At Hugh Broughton Architects’ IStructE headquarters in north London, timber shuttering was specified with self- compacting concrete to create a precise and beautiful pattern. Douglas fir boards were sanded and brushed to bring out the grain, before being varnished and finished with a release agent. This caused the concrete to react differently to sapwood and harder areas, thereby creating a striking “zebra-like” colour contrast within the grain of the finished surface.

 

Images above

At the F51 Skatepark in Folkestone by Hollaway Studio, bespoke formwork units were needed to create the complex geometry of the skating bowls, which were suspended 5m above the ground floor. Sections of expanded polystyrene were cut to the exact dimensions and profile using a CNC 5-axis router linked to a 3D digital model.

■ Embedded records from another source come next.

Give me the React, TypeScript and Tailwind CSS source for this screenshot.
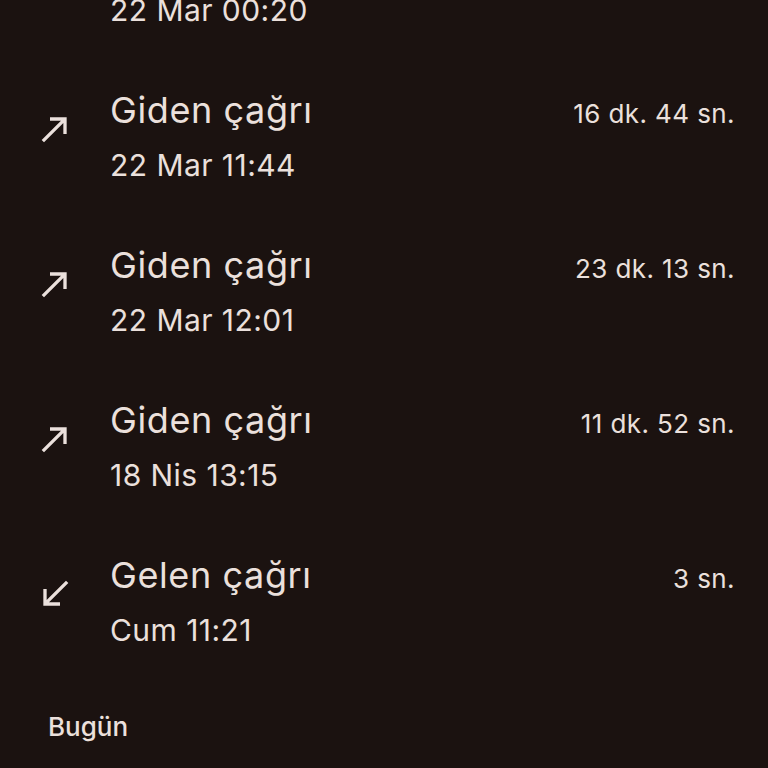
import React from "react";

const Out = () => (
  <svg viewBox="0 0 24 24" className="w-[40px] h-[40px]" fill="#ebe0dc">
    <path d="M9 5v2h6.59L4 18.59 5.41 20 17 8.41V15h2V5z" />
  </svg>
);
const In = () => (
  <svg viewBox="0 0 24 24" className="w-[40px] h-[40px]" fill="#ebe0dc">
    <path d="M20 5.41L18.59 4 7 15.59V9H5v10h10v-2H8.41z" />
  </svg>
);

type Row = { title: string; sub: string; dur: string; dir: "out" | "in" };
const rows: Row[] = [
  { title: "Giden çağrı", sub: "22 Mar 00:20", dur: "", dir: "out" },
  { title: "Giden çağrı", sub: "22 Mar 11:44", dur: "16 dk. 44 sn.", dir: "out" },
  { title: "Giden çağrı", sub: "22 Mar 12:01", dur: "23 dk. 13 sn.", dir: "out" },
  { title: "Giden çağrı", sub: "18 Nis 13:15", dur: "11 dk. 52 sn.", dir: "out" },
  { title: "Gelen çağrı", sub: "Cum 11:21", dur: "3 sn.", dir: "in" },
];

export default function App() {
  return (
    <div
      className="w-[768px] h-[768px] overflow-hidden bg-[#1b1210] text-[#ebe0dc]"
      style={{ fontFamily: "Inter, Roboto, sans-serif" }}
    >
      <div className="mt-[-97px] flex flex-col">
        {rows.map((r, i) => (
          <div key={i} className="flex items-center h-[155px] pl-[35px] pr-[33px]">
            <div className="w-[40px] mt-[-14px] flex-none">{r.dir === "out" ? <Out /> : <In />}</div>
            <div className="ml-[35px] flex-1 flex flex-col gap-[7px]">
              <div className="flex items-baseline justify-between">
                <span className="text-[36px] leading-[52px] tracking-[0.6px]">{r.title}</span>
                <span className="text-[26px] tracking-[0.4px]">{r.dur}</span>
              </div>
              <div className="text-[30px] leading-[44px] tracking-[0.45px]">{r.sub}</div>
            </div>
          </div>
        ))}
      </div>
      <div className="pl-[48px] pt-[33px] text-[26px] leading-[32px] font-medium">Bugün</div>
    </div>
  );
}
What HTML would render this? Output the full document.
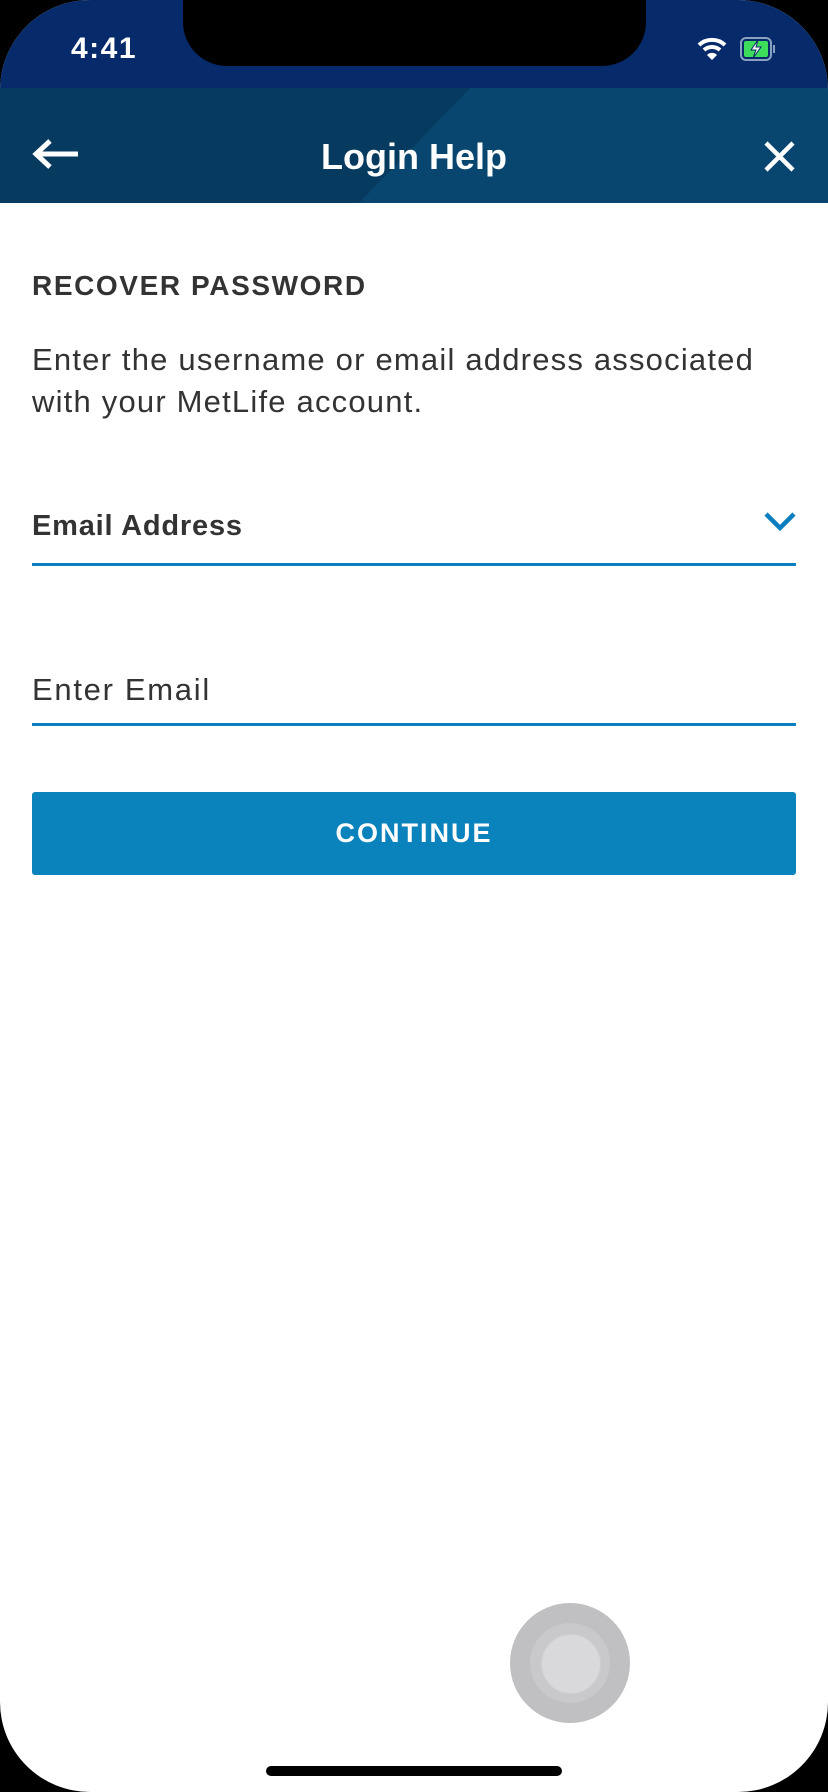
<!DOCTYPE html>
<html><head><meta charset="utf-8"><style>
html,body{margin:0;padding:0;background:#000;}
#s{position:relative;width:828px;height:1792px;background:#fff;border-radius:90px;overflow:hidden;font-family:"Liberation Sans",sans-serif;}
.sb{position:absolute;left:0;top:0;width:828px;height:88px;background:#062a6a;}
.notch{position:absolute;left:183px;top:0;width:463px;height:66px;background:#000;border-radius:0 0 44px 44px;}
.t{position:absolute;color:#fff;}
.h{position:absolute;left:32px;font-size:28px;font-weight:bold;color:#333;letter-spacing:1.6px;}
.p{position:absolute;left:32px;font-size:31px;color:#333;line-height:42px;letter-spacing:1.2px;}
.line{position:absolute;left:32px;width:764px;height:3px;background:#0b7fbf;}
</style></head><body><div id="s">
<div class="sb"></div>
<div class="notch"></div>
<div class="t" style="left:71px;top:32px;font-size:30px;font-weight:bold;letter-spacing:1.5px;">4:41</div>
<svg style="position:absolute;left:697px;top:36px" width="30" height="26" viewBox="0 0 30 26"><path d="M2 9 A19 19 0 0 1 28 9" stroke="#fff" stroke-width="4" fill="none"/><path d="M7 14 A12 12 0 0 1 23 14" stroke="#fff" stroke-width="4" fill="none"/><path d="M15 24 L10 19 A7 7 0 0 1 20 19 Z" fill="#fff"/></svg>
<svg style="position:absolute;left:740px;top:36px" width="36" height="26" viewBox="0 0 36 26"><rect x="1" y="2" width="30" height="22" rx="5" fill="none" stroke="#8aa0c0" stroke-width="2"/><rect x="4" y="5" width="24" height="16" rx="2" fill="#3ddc5a"/><rect x="33" y="9" width="2" height="8" fill="#8aa0c0"/><path d="M18 4 L11 14 L16 14 L13 22 L21 11 L16 11 Z" fill="#fff" stroke="#062a6a" stroke-width="1"/></svg>
<svg style="position:absolute;left:0;top:88px" width="828" height="115"><rect width="828" height="115" fill="#08466f"/><polygon points="0,0 470,0 359,115 0,115" fill="#063a5f"/></svg>
<svg style="position:absolute;left:32px;top:138px" width="48" height="32" viewBox="0 0 48 32"><path d="M46 16 H6 M18 3 L4 16 L18 29" stroke="#fff" stroke-width="5" fill="none"/></svg>
<div class="t" style="left:0;width:828px;text-align:center;top:136px;font-size:36px;font-weight:bold;">Login Help</div>
<svg style="position:absolute;left:763px;top:140px" width="33" height="33" viewBox="0 0 33 33"><path d="M3 3 L30 30 M30 3 L3 30" stroke="#fff" stroke-width="4.5"/></svg>
<div class="h" style="top:270px;">RECOVER PASSWORD</div>
<div class="p" style="top:339px;">Enter the username or email address associated<br>with your MetLife account.</div>
<div class="h" style="top:510px;font-size:29px;letter-spacing:0.8px;">Email Address</div>
<svg style="position:absolute;left:763px;top:510px" width="34" height="22" viewBox="0 0 34 22"><path d="M3 4 L17 18 L31 4" stroke="#0b7fbf" stroke-width="4.5" fill="none"/></svg>
<div class="line" style="top:563px;"></div>
<div class="p" style="top:669px;letter-spacing:1.7px;">Enter Email</div>
<div class="line" style="top:723px;"></div>
<div style="position:absolute;left:32px;top:792px;width:764px;height:83px;background:#0a83bd;border-radius:3px;color:#fff;font-weight:bold;font-size:27px;text-align:center;line-height:83px;letter-spacing:2px;">CONTINUE</div>
<div style="position:absolute;left:510px;top:1603px;width:120px;height:120px;border-radius:50%;background:#c0bfc2;"></div>
<div style="position:absolute;left:530px;top:1623px;width:80px;height:80px;border-radius:50%;background:#c9c8cb;"></div>
<div style="position:absolute;left:541px;top:1634px;width:58px;height:58px;border-radius:50%;background:#d9d9db;border:1px solid #cfcfd1;"></div>
<div style="position:absolute;left:266px;top:1766px;width:296px;height:10px;border-radius:5px;background:#000;"></div>
</div></body></html>
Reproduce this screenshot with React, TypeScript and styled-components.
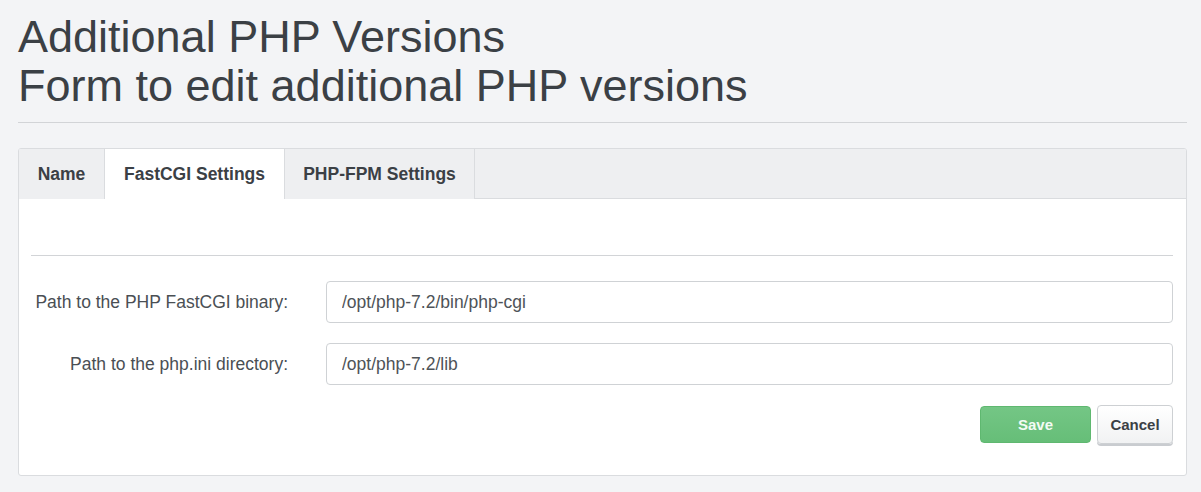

An epoxy resin seal coat was applied to the casting surface to aid striking.

Image above

Architect Jake Edgley’s Pear Tree House in Dulwich, south London. Timber boards used to give texture and pattern to the concrete were imaginatively reused to form the garden fence panels.

 

Image above

Two St Peter’s Square, Manchester by SimpsonHaugh. The tracery screens, which reinterpret stone details found in the Town Hall opposite, were precast using digitally manufactured formwork.

 

Image above

At 168 Upper Street by Groupwork, original features of neighbouring buildings were scanned and recreated using a CNC 5-axis router in polystyrene. The formwork was assembled on site to create structural walls from pigmented concrete

 

Image above

The soffit and walls of Laboratorio Espresso by DO-Architecture in Glasgow are lined with reused timber shutter boards from Steven Holl’s Reid Building at Glasgow School of Art.

 

Image above

The Mumbles Sea Hive project as Swansea University explores how cast concrete surfaces can encourage marine biodiversity by creating habitats for coastal species. The photos show the process of making the formwork, the formwork itself, the finished tiles and their colonisation by barnacles. The ultra-high- performance concrete had 60% recycled content.